In Stein's Fourier Analysis, he stated

if $f:\mathbb R^n\to \mathbb R$ is moderately decreasing, then $\int_{\mathbb R^n} f<\infty$.

where $f$ is cts and moderately decreasing if $\sup_{\mathbb R^n}|x|^{2}|f(x)|<\infty$ and $\int_{\mathbb R^n} f=\lim_N \int_{Q_N}f(x)=\lim_N\int_{-N}^{N}…\int_{-N}^{N}f(x_1,…,x_n)$.

I am trying to prove this by showing

$\sup_{\mathbb R^n}(1+x_1^2)(1+x_2^2)…(1+x_n^2)|f(x)|<\infty$ iff $f$ is moderate decreasing.

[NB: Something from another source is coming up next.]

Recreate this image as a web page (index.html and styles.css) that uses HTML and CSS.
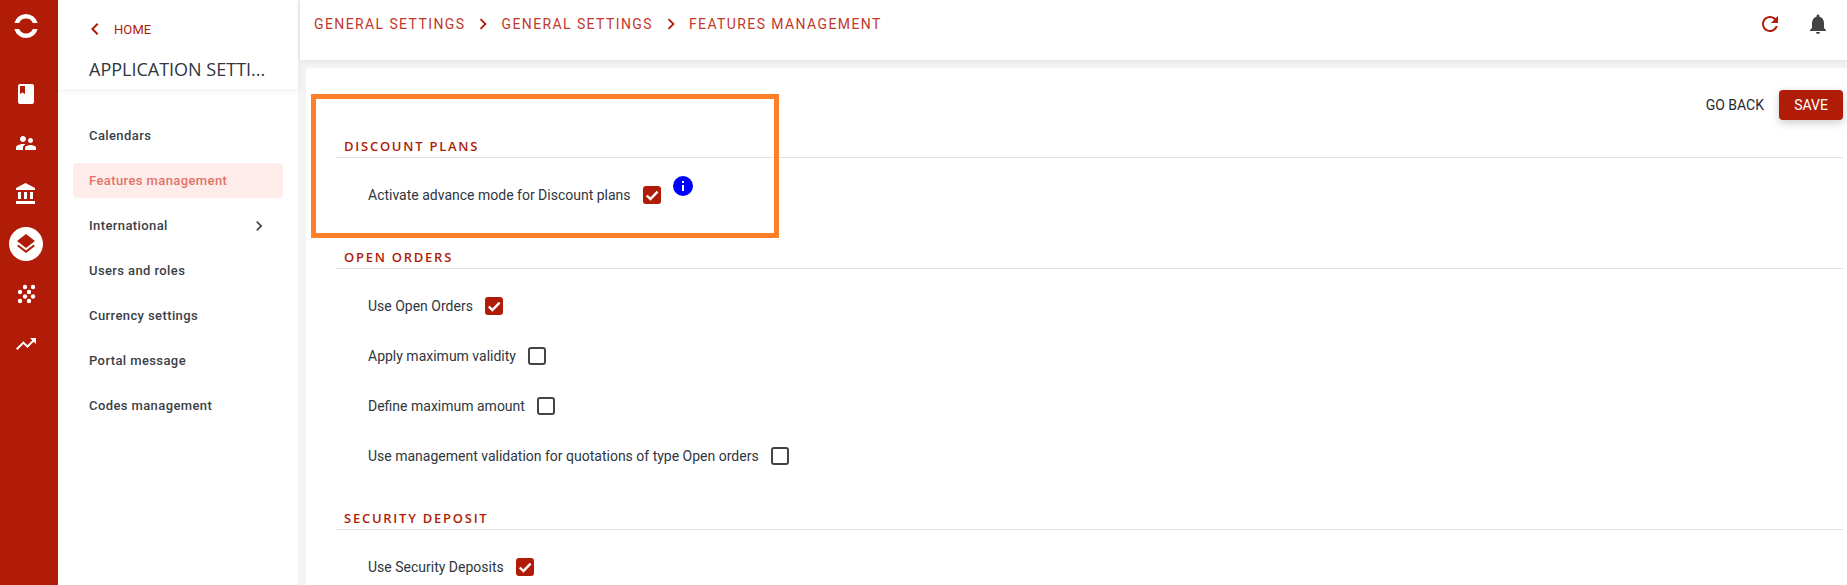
FILE: index.html
```html
<!DOCTYPE html>
<html lang="en">
<head>
<meta charset="utf-8">
<title>Features management</title>
<link rel="stylesheet" href="styles.css">
</head>
<body>
<div class="app">
  <aside class="rail">
    <svg class="logo" viewBox="0 0 24 26"><path d="M.38 10A12 12 0 0 1 23.62 10H18.87A7.5 7.5 0 0 0 5.13 10ZM.38 16A12 12 0 0 0 23.62 16H18.87A7.5 7.5 0 0 1 5.13 16Z"/></svg>
    <svg class="rail-icon book" viewBox="0 0 24 24"><path d="M18 2H6a2 2 0 0 0-2 2v16a2 2 0 0 0 2 2h12a2 2 0 0 0 2-2V4a2 2 0 0 0-2-2M6 4h5v8l-2.5-1.5L6 12z"/></svg>
    <svg class="rail-icon people" viewBox="0 0 24 24"><path d="M16.5 12c1.38 0 2.49-1.12 2.49-2.5S17.88 7 16.5 7C15.12 7 14 8.12 14 9.5s1.12 2.5 2.5 2.5zM9 11c1.66 0 2.99-1.34 2.99-3S10.66 5 9 5C7.34 5 6 6.34 6 8s1.34 3 3 3zm7.5 3c-1.83 0-5.5.92-5.5 2.75V19h11v-2.25c0-1.83-3.67-2.75-5.5-2.75zM9 13c-2.33 0-7 1.17-7 3.5V19h7v-2.25c0-.85.33-2.34 2.37-3.47C10.5 13.1 9.66 13 9 13z"/></svg>
    <svg class="rail-icon bank" viewBox="0 0 24 24"><path d="M4 10v7h3v-7H4zm6 0v7h3v-7h-3zM2 22h19v-3H2v3zm14-12v7h3v-7h-3zm-4.5-9L2 6v2h19V6l-9.5-5z"/></svg>
    <div class="rail-active"><svg viewBox="0 0 24 24"><path d="M11.99 18.54l-7.37-5.73L3 14.07l9 7 9-7-1.63-1.27-7.38 5.74zM12 16l7.36-5.73L21 9l-9-7-9 7 1.63 1.27L12 16z"/></svg></div>
    <svg class="rail-icon dots" viewBox="0 0 24 24"><circle cx="11" cy="3" r="2.2"/><circle cx="19" cy="3" r="2.2"/><circle cx="6" cy="8" r="2.2"/><circle cx="15" cy="8" r="2.2"/><circle cx="11" cy="12.5" r="2.2"/><circle cx="19" cy="12.5" r="2.2"/><circle cx="6" cy="17" r="2.2"/><circle cx="15" cy="17" r="2.2"/></svg>
    <svg class="rail-icon trend" viewBox="0 0 24 24"><path d="M16 6l2.29 2.29-4.88 4.88-4-4L2 16.59 3.41 18l6-6 4 4 6.3-6.29L22 12V6z"/></svg>
  </aside>

  <nav class="sidenav">
    <div class="sidenav-head">
      <a class="home"><svg viewBox="0 0 24 24"><path d="M15.41 7.41L14 6l-6 6 6 6 1.41-1.41L10.83 12z"/></svg><span>HOME</span></a>
      <h1>APPLICATION SETTI...</h1>
    </div>
    <ul class="menu">
      <li>Calendars</li>
      <li class="active">Features management</li>
      <li class="has-sub">International<svg viewBox="0 0 24 24"><path d="M10 6L8.59 7.41 13.17 12l-4.58 4.59L10 18l6-6z"/></svg></li>
      <li>Users and roles</li>
      <li>Currency settings</li>
      <li>Portal message</li>
      <li>Codes management</li>
    </ul>
  </nav>

  <div class="content">
    <header class="topbar">
      <div class="crumbs">
        <span>GENERAL SETTINGS</span>
        <svg viewBox="0 0 24 24"><path d="M10 6L8.59 7.41 13.17 12l-4.58 4.59L10 18l6-6z"/></svg>
        <span>GENERAL SETTINGS</span>
        <svg viewBox="0 0 24 24"><path d="M10 6L8.59 7.41 13.17 12l-4.58 4.59L10 18l6-6z"/></svg>
        <span>FEATURES MANAGEMENT</span>
      </div>
      <div class="top-actions">
        <svg class="refresh" viewBox="0 0 24 24"><path d="M17.65 6.35C16.2 4.9 14.21 4 12 4c-4.42 0-7.99 3.58-7.99 8s3.57 8 7.99 8c3.73 0 6.84-2.55 7.73-6h-2.08c-.82 2.33-3.04 4-5.65 4-3.31 0-6-2.69-6-6s2.69-6 6-6c1.66 0 3.14.69 4.22 1.78L13 11h7V4l-2.35 2.35z"/></svg>
        <svg class="bell" viewBox="0 0 24 24"><path d="M12 22c1.1 0 2-.9 2-2h-4c0 1.1.89 2 2 2zm6-6v-5c0-3.07-1.64-5.64-4.5-6.32V4c0-.83-.67-1.5-1.5-1.5s-1.5.67-1.5 1.5v.68C7.63 5.36 6 7.92 6 11v5l-2 2v1h16v-1l-2-2z"/></svg>
      </div>
    </header>

    <main class="card">
      <div class="highlight"></div>
      <div class="toolbar">
        <button class="btn-text">GO BACK</button>
        <button class="btn-save">SAVE</button>
      </div>

      <section class="section">
        <h2>DISCOUNT PLANS</h2>
        <div class="row">
          <span>Activate advance mode for Discount plans</span>
          <i class="check on"><svg viewBox="0 0 18 18"><path d="M3.8 9.5l3.6 3.6L14.6 5.6"/></svg></i>
          <svg class="info" viewBox="0 0 24 24"><path d="M13 9h-2V7h2m0 10h-2v-6h2m-1-9A10 10 0 0 0 2 12a10 10 0 0 0 10 10 10 10 0 0 0 10-10A10 10 0 0 0 12 2z"/></svg>
        </div>
      </section>

      <section class="section">
        <h2>OPEN ORDERS</h2>
        <div class="row"><span>Use Open Orders</span><i class="check on"><svg viewBox="0 0 18 18"><path d="M3.8 9.5l3.6 3.6L14.6 5.6"/></svg></i></div>
        <div class="row"><span>Apply maximum validity</span><i class="check"></i></div>
        <div class="row"><span>Define maximum amount</span><i class="check"></i></div>
        <div class="row"><span>Use management validation for quotations of type Open orders</span><i class="check"></i></div>
      </section>

      <section class="section last">
        <h2>SECURITY DEPOSIT</h2>
        <div class="row"><span>Use Security Deposits</span><i class="check on"><svg viewBox="0 0 18 18"><path d="M3.8 9.5l3.6 3.6L14.6 5.6"/></svg></i></div>
      </section>
    </main>
  </div>
</div>
</body>
</html>
```
FILE: styles.css
```css
* { box-sizing: border-box; }
html, body { margin: 0; height: 100%; overflow: hidden; }
body { background: #f3f3f3; font-family: Roboto, "Liberation Sans", sans-serif; color: #2f3640; }

.app { display: flex; height: 585px; }

/* rail */
.rail { width: 58px; flex: none; background: #b01c07; display: flex; flex-direction: column; align-items: center; padding-right: 6px; }
.logo { width: 24px; height: 26px; margin-top: 13px; fill: #fff; display: block; flex: none; }
.rail-icon { width: 24px; height: 24px; fill: #fff; display: block; flex: none; }
.book { margin-top: 43px; }
.people { margin-top: 25px; }
.bank { margin-top: 27px; }
.rail-active { width: 34px; height: 34px; margin-top: 21px; border-radius: 50%; background: #fff; display: flex; align-items: center; justify-content: center; flex: none; }
.rail-active svg { width: 24px; height: 24px; fill: #b01c07; }
.dots { margin-top: 23px; }
.trend { margin-top: 24px; }

/* side nav */
.sidenav { width: 240px; flex: none; background: #fff; }
.sidenav-head { height: 89px; box-shadow: 0 2px 6px rgba(0,0,0,.06); padding: 17px 0 0 31px; }
.home { display: flex; align-items: center; height: 24px; color: #b01c07; font-size: 13px; }
.home svg { width: 24px; height: 24px; fill: #b01c07; margin-right: 7px; flex: none; margin-left: -6px; }
.home span { letter-spacing: .1px; }
.sidenav-head h1 { margin: 16px 0 0 0; font: 400 18px/24px "Open Sans", sans-serif; color: #2f3640; white-space: nowrap; }
.menu { list-style: none; margin: 0; padding: 29px 15px 0; }
.menu li { height: 35px; margin-bottom: 10px; padding-left: 16px; border-radius: 4px; display: flex; align-items: center; font-size: 13px; font-weight: 500; letter-spacing: .4px; color: #3a3f47; }
.menu li.active { background: #fdecea; color: #e07468; }
.menu li.has-sub { justify-content: space-between; }
.menu li.has-sub svg { width: 20px; height: 20px; fill: #444; margin-right: 14px; }

/* content */
.content { flex: 1; min-width: 0; display: flex; flex-direction: column; }
.topbar { height: 60px; flex: none; margin-left: 2px; background: #fff; box-shadow: 0 1px 6px rgba(0,0,0,.08); display: flex; justify-content: space-between; padding: 12px 9px 0 14px; position: relative; z-index: 1; }
.crumbs { display: flex; align-items: center; height: 24px; font-size: 14px; color: #c0392b; letter-spacing: 1.4px; gap: 9px; }
.crumbs svg { width: 22px; height: 22px; fill: #b01c07; flex: none; margin: 0 -2px; }
.top-actions { display: flex; align-items: center; height: 24px; gap: 24px; }
.top-actions svg { width: 24px; height: 24px; flex: none; }
.refresh { fill: #b01c07; }
.bell { fill: #444; margin-right: 8px; }

.card { flex: 1; margin: 8px 0 0 8px; background: #fff; border-radius: 4px 0 0 0; padding: 22px 4px 0 30px; position: relative; overflow: hidden; }
.highlight { position: absolute; left: 5px; top: 26px; width: 468px; height: 144px; border: 5px solid #ff8029; pointer-events: none; }
.toolbar { display: flex; justify-content: flex-end; align-items: center; height: 30px; gap: 15px; }
.btn-text, .btn-save { font: 400 14px/30px Roboto, sans-serif; border: 0; padding: 0; height: 30px; }
.btn-text { background: none; color: #1f2630; }
.btn-save { background: #b01c07; color: #fff; width: 64px; border-radius: 4px; box-shadow: 0 3px 8px rgba(0,0,0,.2); }

.section { margin-bottom: 26px; }
.section.last { margin-top: 1px; }
.section h2 { margin: 0; font: 600 13px/22px "Open Sans", sans-serif; letter-spacing: 1.75px; color: #b01c07; padding-left: 8px; border-bottom: 1px solid #e2e2e2; box-sizing: content-box; }
.section:first-of-type h2 { padding-top: 15px; }
.section h2 + .row { margin-top: 12px; }
.row { height: 50px; display: flex; align-items: center; padding-left: 32px; gap: 12px; font-size: 14px; color: #2f3640; }
.check { width: 18px; height: 18px; flex: none; border: 2px solid #444; border-radius: 3px; display: block; }
.check.on { background: #b01c07; border: 0; }
.check svg { display: block; width: 18px; height: 18px; fill: none; stroke: #fff; stroke-width: 2.4; }
.info { width: 24px; height: 24px; fill: #0000ff; flex: none; margin-left: -2px; margin-bottom: 18px; }
```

Since in the previous chapter Stein defined a function $f:\mathbb R^2\to \mathbb R$ is moderate decreasing iff $|f(x,y)|<\frac{A}{(1+x^2)(1+y^2)}$ for some $A>0$.

The necessary condition is clear as $x_1^2+…+x_n^2\le (1+x_1^2)(1+x_2^2)…(1+x_n^2)$. ButI I have no idea in showing the another side.

Edit: I took the wrong definition of moderate decrease. The definition should be $f$ is cts and moderately decreasing if $\sup_{\mathbb R^n}|x|^{n+1}|f(x)|<\infty$. So my attempt on the necessary condition also does not work.

Answer 1

1. Regarding the definition of moderate decrease, Stein says in Ch. 6 Section 1.2:

Two observations are in order. First, we may replace the square $Q_{N}$ by the ball $B_{N}=\left\{x \in \mathbb{R}^{d}:|x| \leq N\right\}$ without changing the definition. Second, we do not need the full force of rapid decrease to show that the limit exists. In fact it suffices to assume that $f$ is continuous and $$ \sup _{x \in \mathbb{R}^{d}}|x|^{d+\epsilon}|f(x)|<\infty \quad \text { for some } \epsilon>0. $$ For example, functions of moderate decrease on $\mathbb{R}$ correspond to $\epsilon=1$. In keeping with this we define functions of moderate decrease on $\mathbb{R}^{d}$ as those that are continuous and satisfy the above inequality with $\epsilon=1$. The interaction of integration with the three important groups of symmetries is as follows: if $f$ is of moderate decrease, then (i) $\int_{\mathbb{R}^{d}} f(x+h) d x=\int_{\mathbb{R}^{d}} f(x) d x$ for all $h \in \mathbb{R}^{d}$, (ii) $\delta^{d} \int_{\mathbb{R}^{d}} f(\delta x) d x=\int_{\mathbb{R}^{d}} f(x) d x$ for all $\delta>0$, (iii) $\int_{\mathbb{R}^{d}} f(R(x)) d x=\int_{\mathbb{R}^{d}} f(x) d x$ for every rotation $R$.

2. That said, I did not verify Stein's definition in an answer to your previous question, and the reason was that (well, Stein doesn't always clearly mark where the definitions are...but also) $\frac1{(1+x^2)(1+y^2)}$ is indeed integrable on $\mathbb R^2$. Regardless, the method in that answer gets you any power, (as the functions there are rapidly decreasing) which does finally answer the question with the corrected definition of moderate decrease when you use $ (1+x^2+y^2) \le (1+x^2)(1+y^2)$ which gives $(1+|(x,y)|^3) \lesssim (1+x^2)^{3/2}(1+y^2)^{3/2}.$ I will eventually modify the answer there appropriately...

3. For the task at hand, you will want to use polar/spherical coordinates (see the appendix of Stein for a statement of the change of variables theorem, I believe Rudin has a proof. The radial case has a proof here but using the "coarea formula".) to show that $g(x)=\frac1{1+|x|^{d+1}}$ is integrable. In fact for any $h:\mathbb R\to\mathbb R$, $$\int_{ B_R(0) } h(|x|) dx = \omega_d \int_0^R h(r) r^{d-1} dr$$ where $\omega_d$ is some constant that depends only on $d$ and not on $h$ or $R$. ($\omega_d$ is the area of the unit sphere of $\mathbb R^d$.) Then you can apply some sort of comparison theorem for integrals e.g. this one.